Work to be completed: Note each line that includes the word "index". Copy those lines.

Dataset excerpt:
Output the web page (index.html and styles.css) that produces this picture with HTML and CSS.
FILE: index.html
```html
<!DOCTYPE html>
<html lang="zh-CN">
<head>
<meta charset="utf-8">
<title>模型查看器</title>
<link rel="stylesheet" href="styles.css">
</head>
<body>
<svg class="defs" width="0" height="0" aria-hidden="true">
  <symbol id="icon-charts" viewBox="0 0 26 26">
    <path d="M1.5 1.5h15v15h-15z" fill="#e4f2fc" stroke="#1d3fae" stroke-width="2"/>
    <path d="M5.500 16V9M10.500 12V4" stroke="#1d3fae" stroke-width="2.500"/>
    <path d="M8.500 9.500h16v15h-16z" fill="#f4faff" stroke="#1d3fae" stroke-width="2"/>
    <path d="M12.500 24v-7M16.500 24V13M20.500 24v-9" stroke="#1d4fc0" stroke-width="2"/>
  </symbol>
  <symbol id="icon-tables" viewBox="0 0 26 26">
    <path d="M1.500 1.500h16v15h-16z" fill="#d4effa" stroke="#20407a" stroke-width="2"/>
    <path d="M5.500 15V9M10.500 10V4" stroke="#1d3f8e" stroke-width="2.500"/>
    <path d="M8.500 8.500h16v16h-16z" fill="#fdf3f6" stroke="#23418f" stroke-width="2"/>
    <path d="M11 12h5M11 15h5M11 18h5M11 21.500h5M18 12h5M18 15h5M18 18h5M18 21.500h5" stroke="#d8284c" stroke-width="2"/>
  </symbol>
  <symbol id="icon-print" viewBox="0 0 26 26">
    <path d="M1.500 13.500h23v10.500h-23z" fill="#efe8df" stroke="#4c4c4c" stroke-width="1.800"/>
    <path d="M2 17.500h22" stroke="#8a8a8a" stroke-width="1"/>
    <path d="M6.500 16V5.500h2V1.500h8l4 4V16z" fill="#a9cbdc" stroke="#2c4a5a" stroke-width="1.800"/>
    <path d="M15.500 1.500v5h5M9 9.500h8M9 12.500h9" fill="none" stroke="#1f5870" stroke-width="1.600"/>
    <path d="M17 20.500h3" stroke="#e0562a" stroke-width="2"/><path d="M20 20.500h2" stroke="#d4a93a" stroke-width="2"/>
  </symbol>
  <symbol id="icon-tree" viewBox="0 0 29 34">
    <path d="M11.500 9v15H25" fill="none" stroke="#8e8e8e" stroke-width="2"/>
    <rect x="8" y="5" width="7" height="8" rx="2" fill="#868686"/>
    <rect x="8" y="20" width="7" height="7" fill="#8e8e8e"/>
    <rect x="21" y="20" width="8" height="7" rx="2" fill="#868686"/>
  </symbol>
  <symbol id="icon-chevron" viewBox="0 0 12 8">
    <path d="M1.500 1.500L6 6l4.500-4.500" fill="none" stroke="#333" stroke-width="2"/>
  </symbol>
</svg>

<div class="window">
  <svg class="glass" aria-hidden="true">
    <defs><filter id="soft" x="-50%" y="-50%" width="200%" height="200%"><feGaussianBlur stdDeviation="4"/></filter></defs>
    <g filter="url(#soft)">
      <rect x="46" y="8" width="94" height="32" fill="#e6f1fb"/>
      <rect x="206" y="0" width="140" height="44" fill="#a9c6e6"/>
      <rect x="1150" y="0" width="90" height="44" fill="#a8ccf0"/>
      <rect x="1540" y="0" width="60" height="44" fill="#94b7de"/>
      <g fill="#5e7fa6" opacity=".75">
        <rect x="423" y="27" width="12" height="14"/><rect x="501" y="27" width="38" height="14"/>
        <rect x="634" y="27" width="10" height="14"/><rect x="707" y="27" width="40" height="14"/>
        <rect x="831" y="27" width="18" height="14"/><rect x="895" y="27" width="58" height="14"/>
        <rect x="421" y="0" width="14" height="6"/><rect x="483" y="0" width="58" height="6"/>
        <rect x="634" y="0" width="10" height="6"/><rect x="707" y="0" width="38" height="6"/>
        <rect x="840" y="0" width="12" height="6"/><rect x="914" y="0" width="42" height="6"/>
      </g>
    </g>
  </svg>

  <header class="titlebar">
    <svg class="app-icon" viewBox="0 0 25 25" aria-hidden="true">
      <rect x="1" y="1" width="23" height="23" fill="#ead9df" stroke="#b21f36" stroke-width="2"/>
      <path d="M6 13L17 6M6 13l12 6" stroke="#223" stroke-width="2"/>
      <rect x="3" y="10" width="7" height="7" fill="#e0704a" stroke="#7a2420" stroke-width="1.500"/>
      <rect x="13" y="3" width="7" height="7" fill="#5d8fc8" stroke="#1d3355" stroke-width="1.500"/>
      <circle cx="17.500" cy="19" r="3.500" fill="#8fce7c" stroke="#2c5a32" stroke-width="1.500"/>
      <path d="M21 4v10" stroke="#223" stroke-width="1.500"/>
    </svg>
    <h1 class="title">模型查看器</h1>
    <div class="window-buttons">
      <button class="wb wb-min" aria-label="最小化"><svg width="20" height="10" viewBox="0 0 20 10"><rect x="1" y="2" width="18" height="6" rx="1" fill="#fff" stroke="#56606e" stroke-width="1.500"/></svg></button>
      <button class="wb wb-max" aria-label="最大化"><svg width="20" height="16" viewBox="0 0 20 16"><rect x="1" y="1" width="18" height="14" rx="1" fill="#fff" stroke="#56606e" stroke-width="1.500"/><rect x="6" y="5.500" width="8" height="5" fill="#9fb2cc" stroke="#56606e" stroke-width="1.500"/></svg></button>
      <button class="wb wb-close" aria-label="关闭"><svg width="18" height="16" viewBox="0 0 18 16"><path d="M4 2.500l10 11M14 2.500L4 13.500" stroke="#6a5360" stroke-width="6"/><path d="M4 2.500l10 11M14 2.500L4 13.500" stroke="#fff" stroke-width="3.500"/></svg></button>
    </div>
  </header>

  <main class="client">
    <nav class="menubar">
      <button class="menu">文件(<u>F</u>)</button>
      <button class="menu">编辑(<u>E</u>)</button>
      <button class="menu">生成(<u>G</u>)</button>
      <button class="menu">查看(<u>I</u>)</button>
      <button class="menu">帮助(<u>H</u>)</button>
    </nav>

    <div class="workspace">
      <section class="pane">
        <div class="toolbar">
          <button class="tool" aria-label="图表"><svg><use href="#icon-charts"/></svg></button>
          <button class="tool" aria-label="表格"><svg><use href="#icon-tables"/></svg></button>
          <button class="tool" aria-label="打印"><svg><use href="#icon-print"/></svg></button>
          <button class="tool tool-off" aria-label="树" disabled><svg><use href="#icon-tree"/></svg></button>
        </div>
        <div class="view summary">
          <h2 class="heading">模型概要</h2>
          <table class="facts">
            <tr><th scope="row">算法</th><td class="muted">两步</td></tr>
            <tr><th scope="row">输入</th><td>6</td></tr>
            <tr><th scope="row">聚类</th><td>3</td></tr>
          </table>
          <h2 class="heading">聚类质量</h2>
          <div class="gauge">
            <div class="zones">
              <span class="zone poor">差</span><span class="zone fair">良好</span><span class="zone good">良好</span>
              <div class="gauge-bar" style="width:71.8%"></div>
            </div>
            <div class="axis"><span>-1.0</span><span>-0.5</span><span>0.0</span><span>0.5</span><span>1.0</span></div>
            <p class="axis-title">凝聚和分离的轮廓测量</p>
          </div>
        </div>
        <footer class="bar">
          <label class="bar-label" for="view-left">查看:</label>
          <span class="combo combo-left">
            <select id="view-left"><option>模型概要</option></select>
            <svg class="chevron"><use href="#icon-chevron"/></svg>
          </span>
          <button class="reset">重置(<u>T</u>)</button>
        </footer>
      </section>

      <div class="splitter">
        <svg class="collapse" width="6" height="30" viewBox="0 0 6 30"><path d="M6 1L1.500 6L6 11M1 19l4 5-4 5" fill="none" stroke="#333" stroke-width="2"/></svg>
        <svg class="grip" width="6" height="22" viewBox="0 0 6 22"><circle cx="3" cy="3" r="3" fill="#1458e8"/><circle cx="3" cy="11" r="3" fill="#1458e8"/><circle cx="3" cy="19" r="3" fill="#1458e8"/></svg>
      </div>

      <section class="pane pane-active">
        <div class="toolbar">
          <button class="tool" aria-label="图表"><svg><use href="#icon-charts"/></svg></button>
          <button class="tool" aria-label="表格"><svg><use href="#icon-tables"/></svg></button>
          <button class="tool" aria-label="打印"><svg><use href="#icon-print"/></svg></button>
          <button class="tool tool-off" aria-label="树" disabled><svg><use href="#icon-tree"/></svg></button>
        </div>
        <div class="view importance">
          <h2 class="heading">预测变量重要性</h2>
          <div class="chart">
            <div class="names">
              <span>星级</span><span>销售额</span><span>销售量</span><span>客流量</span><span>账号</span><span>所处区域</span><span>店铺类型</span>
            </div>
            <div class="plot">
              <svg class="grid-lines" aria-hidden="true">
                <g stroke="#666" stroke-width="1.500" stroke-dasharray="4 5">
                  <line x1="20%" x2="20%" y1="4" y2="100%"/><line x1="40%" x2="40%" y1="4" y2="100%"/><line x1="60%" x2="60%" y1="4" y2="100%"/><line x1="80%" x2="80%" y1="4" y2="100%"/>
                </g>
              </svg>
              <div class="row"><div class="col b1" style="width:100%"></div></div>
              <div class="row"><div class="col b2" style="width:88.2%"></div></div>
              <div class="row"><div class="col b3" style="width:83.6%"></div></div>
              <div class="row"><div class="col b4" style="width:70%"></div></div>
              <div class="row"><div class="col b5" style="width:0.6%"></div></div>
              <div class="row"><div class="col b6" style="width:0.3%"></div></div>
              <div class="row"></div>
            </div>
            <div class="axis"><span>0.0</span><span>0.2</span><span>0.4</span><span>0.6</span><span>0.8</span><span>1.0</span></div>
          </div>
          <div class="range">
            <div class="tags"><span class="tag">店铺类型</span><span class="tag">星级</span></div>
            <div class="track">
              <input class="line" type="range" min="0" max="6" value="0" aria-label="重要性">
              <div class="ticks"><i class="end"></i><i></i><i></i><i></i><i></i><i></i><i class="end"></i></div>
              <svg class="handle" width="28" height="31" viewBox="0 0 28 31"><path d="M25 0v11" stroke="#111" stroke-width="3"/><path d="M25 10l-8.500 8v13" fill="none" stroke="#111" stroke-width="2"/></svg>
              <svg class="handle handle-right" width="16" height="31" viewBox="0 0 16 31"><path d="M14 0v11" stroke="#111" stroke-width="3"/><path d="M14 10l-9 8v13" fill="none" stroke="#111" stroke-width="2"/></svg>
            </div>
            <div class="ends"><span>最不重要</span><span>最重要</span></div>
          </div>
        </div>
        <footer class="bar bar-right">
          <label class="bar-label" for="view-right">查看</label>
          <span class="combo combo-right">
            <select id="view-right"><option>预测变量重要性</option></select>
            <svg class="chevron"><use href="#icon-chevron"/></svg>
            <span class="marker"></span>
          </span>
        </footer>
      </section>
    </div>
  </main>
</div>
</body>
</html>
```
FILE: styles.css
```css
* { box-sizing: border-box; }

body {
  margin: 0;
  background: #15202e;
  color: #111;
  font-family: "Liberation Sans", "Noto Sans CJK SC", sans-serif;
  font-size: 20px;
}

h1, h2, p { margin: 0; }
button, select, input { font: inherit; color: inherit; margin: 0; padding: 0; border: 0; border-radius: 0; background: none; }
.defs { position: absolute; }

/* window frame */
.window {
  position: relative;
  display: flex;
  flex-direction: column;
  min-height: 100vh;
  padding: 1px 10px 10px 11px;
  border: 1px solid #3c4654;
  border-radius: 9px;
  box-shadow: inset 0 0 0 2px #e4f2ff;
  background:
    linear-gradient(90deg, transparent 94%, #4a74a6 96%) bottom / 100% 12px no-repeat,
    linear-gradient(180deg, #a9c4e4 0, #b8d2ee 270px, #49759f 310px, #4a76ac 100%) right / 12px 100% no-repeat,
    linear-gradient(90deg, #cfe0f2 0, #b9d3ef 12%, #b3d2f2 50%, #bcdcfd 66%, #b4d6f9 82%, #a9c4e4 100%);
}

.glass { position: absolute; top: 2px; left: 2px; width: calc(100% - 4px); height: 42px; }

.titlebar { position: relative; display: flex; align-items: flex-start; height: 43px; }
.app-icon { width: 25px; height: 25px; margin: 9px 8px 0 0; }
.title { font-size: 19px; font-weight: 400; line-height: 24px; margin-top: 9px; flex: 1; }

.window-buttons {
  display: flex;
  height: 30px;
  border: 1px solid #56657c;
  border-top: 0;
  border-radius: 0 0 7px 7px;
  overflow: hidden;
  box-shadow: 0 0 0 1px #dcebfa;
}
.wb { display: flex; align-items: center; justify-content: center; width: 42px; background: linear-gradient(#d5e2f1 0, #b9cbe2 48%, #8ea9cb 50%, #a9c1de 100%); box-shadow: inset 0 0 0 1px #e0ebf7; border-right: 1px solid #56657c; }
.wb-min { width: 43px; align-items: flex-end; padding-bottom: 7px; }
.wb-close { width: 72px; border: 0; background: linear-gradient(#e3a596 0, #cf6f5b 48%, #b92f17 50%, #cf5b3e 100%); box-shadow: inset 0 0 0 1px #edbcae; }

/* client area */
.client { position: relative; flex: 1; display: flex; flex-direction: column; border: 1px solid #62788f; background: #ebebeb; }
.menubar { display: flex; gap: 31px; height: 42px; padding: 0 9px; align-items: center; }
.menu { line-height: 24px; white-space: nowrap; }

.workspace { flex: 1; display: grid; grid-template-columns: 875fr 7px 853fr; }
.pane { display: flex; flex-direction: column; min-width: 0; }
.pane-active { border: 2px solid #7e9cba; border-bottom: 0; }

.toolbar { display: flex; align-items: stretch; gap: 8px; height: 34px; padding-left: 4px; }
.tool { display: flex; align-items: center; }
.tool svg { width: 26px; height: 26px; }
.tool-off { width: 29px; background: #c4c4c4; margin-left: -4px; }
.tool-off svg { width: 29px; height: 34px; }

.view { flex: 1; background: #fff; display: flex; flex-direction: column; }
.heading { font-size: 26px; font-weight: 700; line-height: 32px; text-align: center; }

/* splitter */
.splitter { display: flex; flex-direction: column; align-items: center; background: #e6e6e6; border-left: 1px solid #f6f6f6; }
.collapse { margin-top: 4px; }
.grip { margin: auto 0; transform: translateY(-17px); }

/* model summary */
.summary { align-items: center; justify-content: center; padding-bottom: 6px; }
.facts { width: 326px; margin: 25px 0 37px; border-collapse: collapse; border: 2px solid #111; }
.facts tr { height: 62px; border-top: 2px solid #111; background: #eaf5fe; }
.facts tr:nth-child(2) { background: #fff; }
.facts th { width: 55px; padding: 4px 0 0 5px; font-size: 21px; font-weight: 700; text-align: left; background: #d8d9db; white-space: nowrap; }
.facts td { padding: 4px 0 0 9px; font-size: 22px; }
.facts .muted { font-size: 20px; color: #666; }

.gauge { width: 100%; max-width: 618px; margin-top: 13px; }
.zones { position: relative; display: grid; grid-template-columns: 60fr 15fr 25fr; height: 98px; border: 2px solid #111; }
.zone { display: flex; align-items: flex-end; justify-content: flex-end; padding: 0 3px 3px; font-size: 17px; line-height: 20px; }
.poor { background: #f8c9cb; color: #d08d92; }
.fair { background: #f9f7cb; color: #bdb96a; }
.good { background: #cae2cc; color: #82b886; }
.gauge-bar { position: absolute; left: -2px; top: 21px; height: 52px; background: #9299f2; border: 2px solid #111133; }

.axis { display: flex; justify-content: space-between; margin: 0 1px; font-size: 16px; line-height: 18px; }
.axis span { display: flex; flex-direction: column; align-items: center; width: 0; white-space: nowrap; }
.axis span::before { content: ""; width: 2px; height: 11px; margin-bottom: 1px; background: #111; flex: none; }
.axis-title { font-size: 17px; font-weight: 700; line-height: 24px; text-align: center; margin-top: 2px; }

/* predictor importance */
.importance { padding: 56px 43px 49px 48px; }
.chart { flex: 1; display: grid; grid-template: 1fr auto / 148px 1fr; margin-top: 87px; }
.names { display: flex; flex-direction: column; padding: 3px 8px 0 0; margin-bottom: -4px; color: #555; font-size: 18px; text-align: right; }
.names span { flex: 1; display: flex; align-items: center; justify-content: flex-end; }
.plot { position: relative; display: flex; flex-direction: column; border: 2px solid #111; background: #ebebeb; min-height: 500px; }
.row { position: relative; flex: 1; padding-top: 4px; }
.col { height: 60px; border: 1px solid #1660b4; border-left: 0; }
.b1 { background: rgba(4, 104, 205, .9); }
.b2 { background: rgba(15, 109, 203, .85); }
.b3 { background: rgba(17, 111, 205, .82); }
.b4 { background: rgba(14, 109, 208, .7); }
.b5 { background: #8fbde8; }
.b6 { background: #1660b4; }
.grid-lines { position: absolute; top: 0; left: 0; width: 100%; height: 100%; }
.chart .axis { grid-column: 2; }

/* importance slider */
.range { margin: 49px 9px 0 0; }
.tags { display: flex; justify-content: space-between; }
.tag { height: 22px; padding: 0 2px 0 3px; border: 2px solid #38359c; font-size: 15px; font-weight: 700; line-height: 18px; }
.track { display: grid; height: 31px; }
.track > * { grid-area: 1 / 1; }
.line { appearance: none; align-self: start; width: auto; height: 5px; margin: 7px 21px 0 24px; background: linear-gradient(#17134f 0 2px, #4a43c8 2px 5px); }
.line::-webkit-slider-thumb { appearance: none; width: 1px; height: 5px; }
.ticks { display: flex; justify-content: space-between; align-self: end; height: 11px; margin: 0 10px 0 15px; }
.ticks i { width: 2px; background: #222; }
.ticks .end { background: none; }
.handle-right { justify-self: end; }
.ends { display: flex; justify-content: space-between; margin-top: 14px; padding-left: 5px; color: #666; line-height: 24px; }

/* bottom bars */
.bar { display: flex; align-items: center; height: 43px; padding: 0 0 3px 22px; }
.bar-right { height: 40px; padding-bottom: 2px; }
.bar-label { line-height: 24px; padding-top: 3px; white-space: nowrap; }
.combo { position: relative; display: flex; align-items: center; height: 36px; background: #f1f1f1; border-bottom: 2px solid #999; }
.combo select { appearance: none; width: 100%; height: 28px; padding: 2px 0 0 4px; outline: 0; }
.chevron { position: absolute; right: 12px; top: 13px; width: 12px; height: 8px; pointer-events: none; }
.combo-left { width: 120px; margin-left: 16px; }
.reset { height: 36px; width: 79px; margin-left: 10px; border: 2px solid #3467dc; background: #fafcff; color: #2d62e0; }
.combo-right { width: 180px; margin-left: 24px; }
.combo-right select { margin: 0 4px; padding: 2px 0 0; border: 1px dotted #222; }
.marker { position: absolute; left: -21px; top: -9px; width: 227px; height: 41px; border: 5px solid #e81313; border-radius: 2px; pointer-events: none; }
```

Exercise output:
Output the web page (index.html and styles.css) that produces this picture with HTML and CSS.
FILE: index.html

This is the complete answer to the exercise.